By Charlotte Webster-
Supervision of social workers involved with a family where child sexual abuse was suspected provided a mostly ineffective Child Protective Plan, offered little additional safety to Freddie- the victim of the child abuse- and siblings during two years of inadequate child protection planning, a serious case review has found.
There was considerable drift, a lack of pace and purpose and ineffective multi-agency working. The report confirms inadequate management oversight from Children’s Services.- Challenge and escalation by professionals across the partnership was limited.
The investigation conducted by Southampton Safeguarding Children Partnership said the city’s children’s services failed to fulfil their responsibilities to a young boy, ‘Freddie’, after he reported sexually inappropriate behaviour towards him from his parents and exhibited sexualised behaviour himself.

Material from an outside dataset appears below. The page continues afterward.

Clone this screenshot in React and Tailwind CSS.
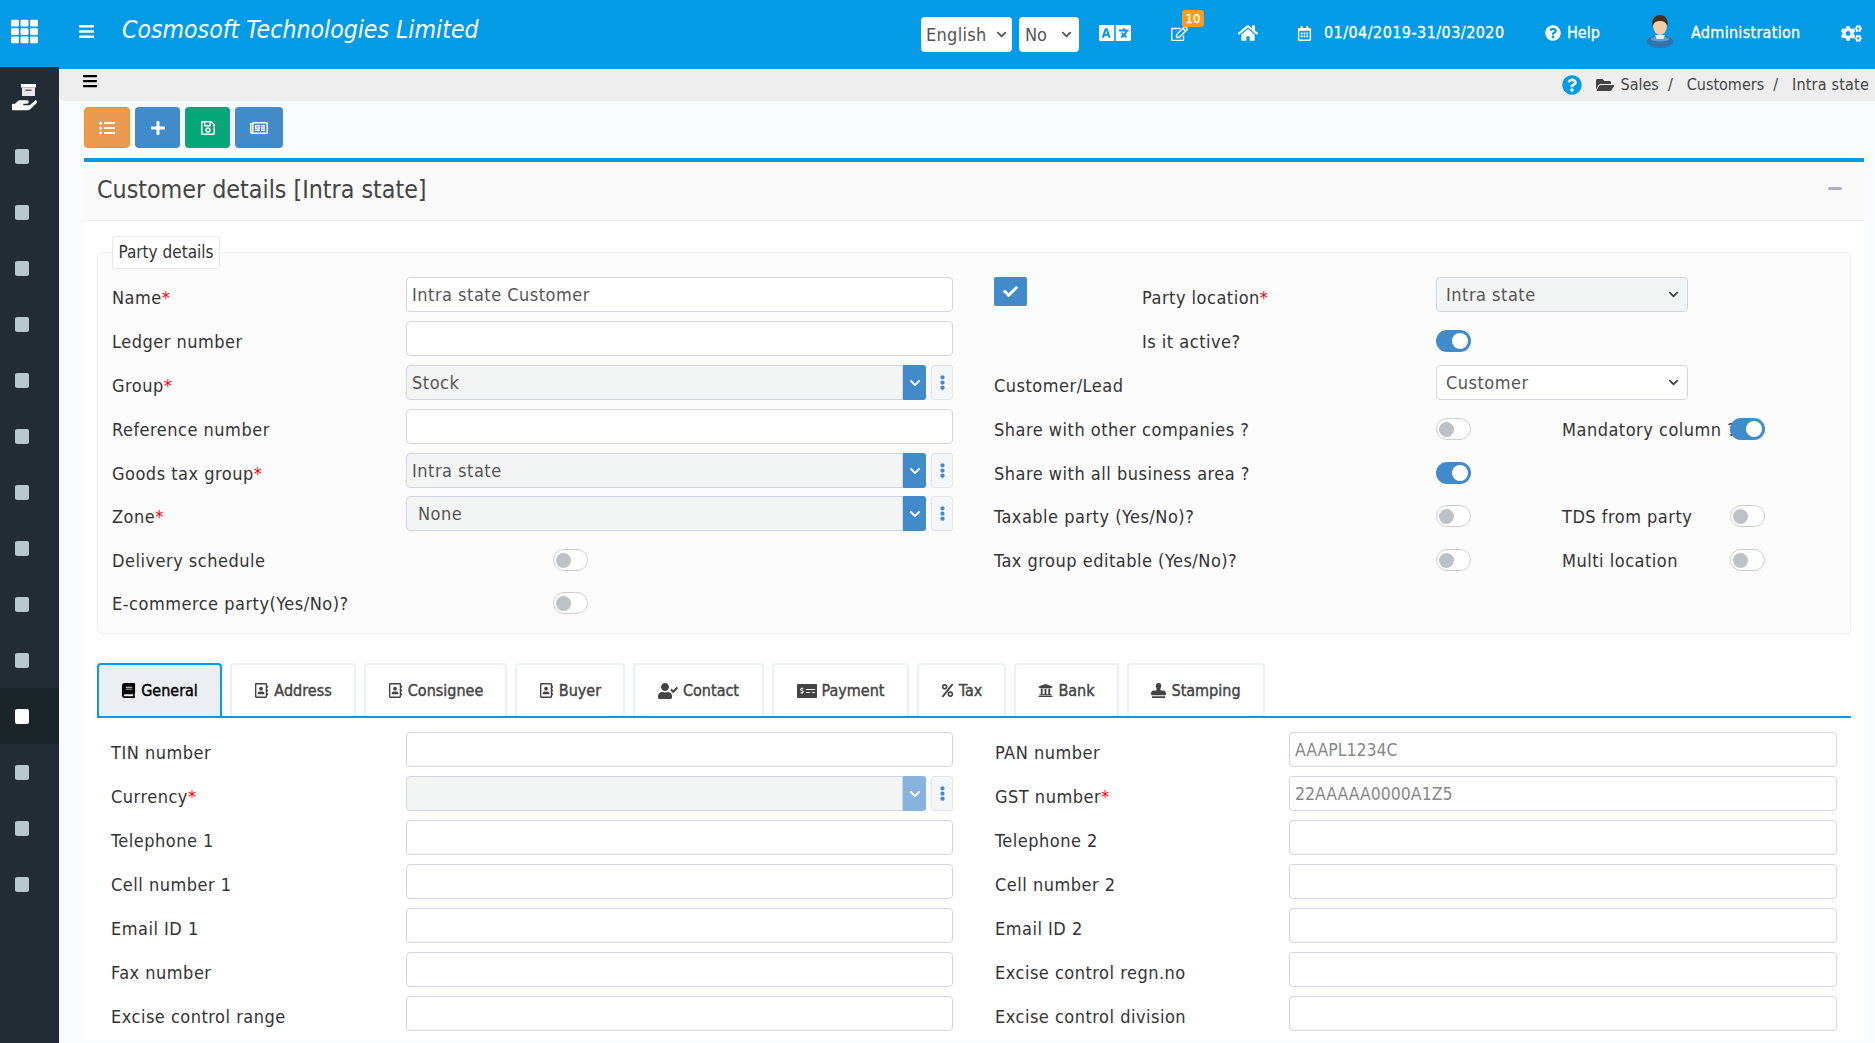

It found children’s social care practice appeared to focus on his mother’s needs, rather than the risk of sexual harm to Freddie. The implication was the lack of any effective response, despite a longstanding history of alleged abuse within the family.
Damaging case drift was fuelled by staff changes and absences and social workers regularly missed core group meetings – poor management oversight, delays in assessments and uncertainty around how to deal with the situation in Freddie’s home, the review found.
It added that there was “strong evidence of the multi-agency machinery around formal child protection processes being ineffective”, with other organisations failing to call out perceived shortcomings of social workers.
While the review period concluded in 2016, the report warned that a number of areas of poor practice – including around other cases involving intra-familial sexual abuse, ineffectual core groups, and the standard of management. had continued to be problematic.
Freddie’s family had been known to children’s services since 1999, 15 years before the start of the period covered by the serious case review, due to concerns around abuse of his elder half-sister and half-brother.
In 2011 there were 17 contacts to Children’s Services reporting the Mother as struggling to manage Siblings 1 and 2 and Freddie. In 2012 there were a further seven contacts, including directly from the Mother who was struggling to manage the children. A CAF7 was completed identifying the need for support for the family; but with no
role for Southampton Children’s Services.
Sexual Abuse Of Siblings
Reports in 2004 by the mother of sexual abuse of the siblings at the hands of their father in addition to allegations in 2007 of indecent assault on Freddie’s half-brother by his father were extremely alarming. Making things worse was the fact their mother’s relationship with a Schedule One offender convicted of a specified offence against children . A child protection plan was eventually put in place.
The offender was found to have sexually abused Freddie’s half-sister, though the plan was removed in 2009 after the mother ended the relationship.
During 2011 there were also 17 contacts with children’s services relating to the mother struggling with the two elder children and Freddie, then a toddler, with seven the following year. At the end of 2013, Freddie’s pre-school contacted children’s services with concerns about his sexualised behaviour and his father’s inappropriate behaviour towards him. In April 2014, his half-brother was convicted of rape, later reduced to a lesser offence.
In June of that year, Freddie and his siblings were placed on child protection plans under the category of sexual abuse, with Freddie having frequently acted in a sexually inappropriate way at school, and made statements about his mother and father behaving similarly towards him.
Researchers said the process has been able to capture and identify opportunities for professionals and organisations to learn and improve safeguarding practices from a whole system perspective.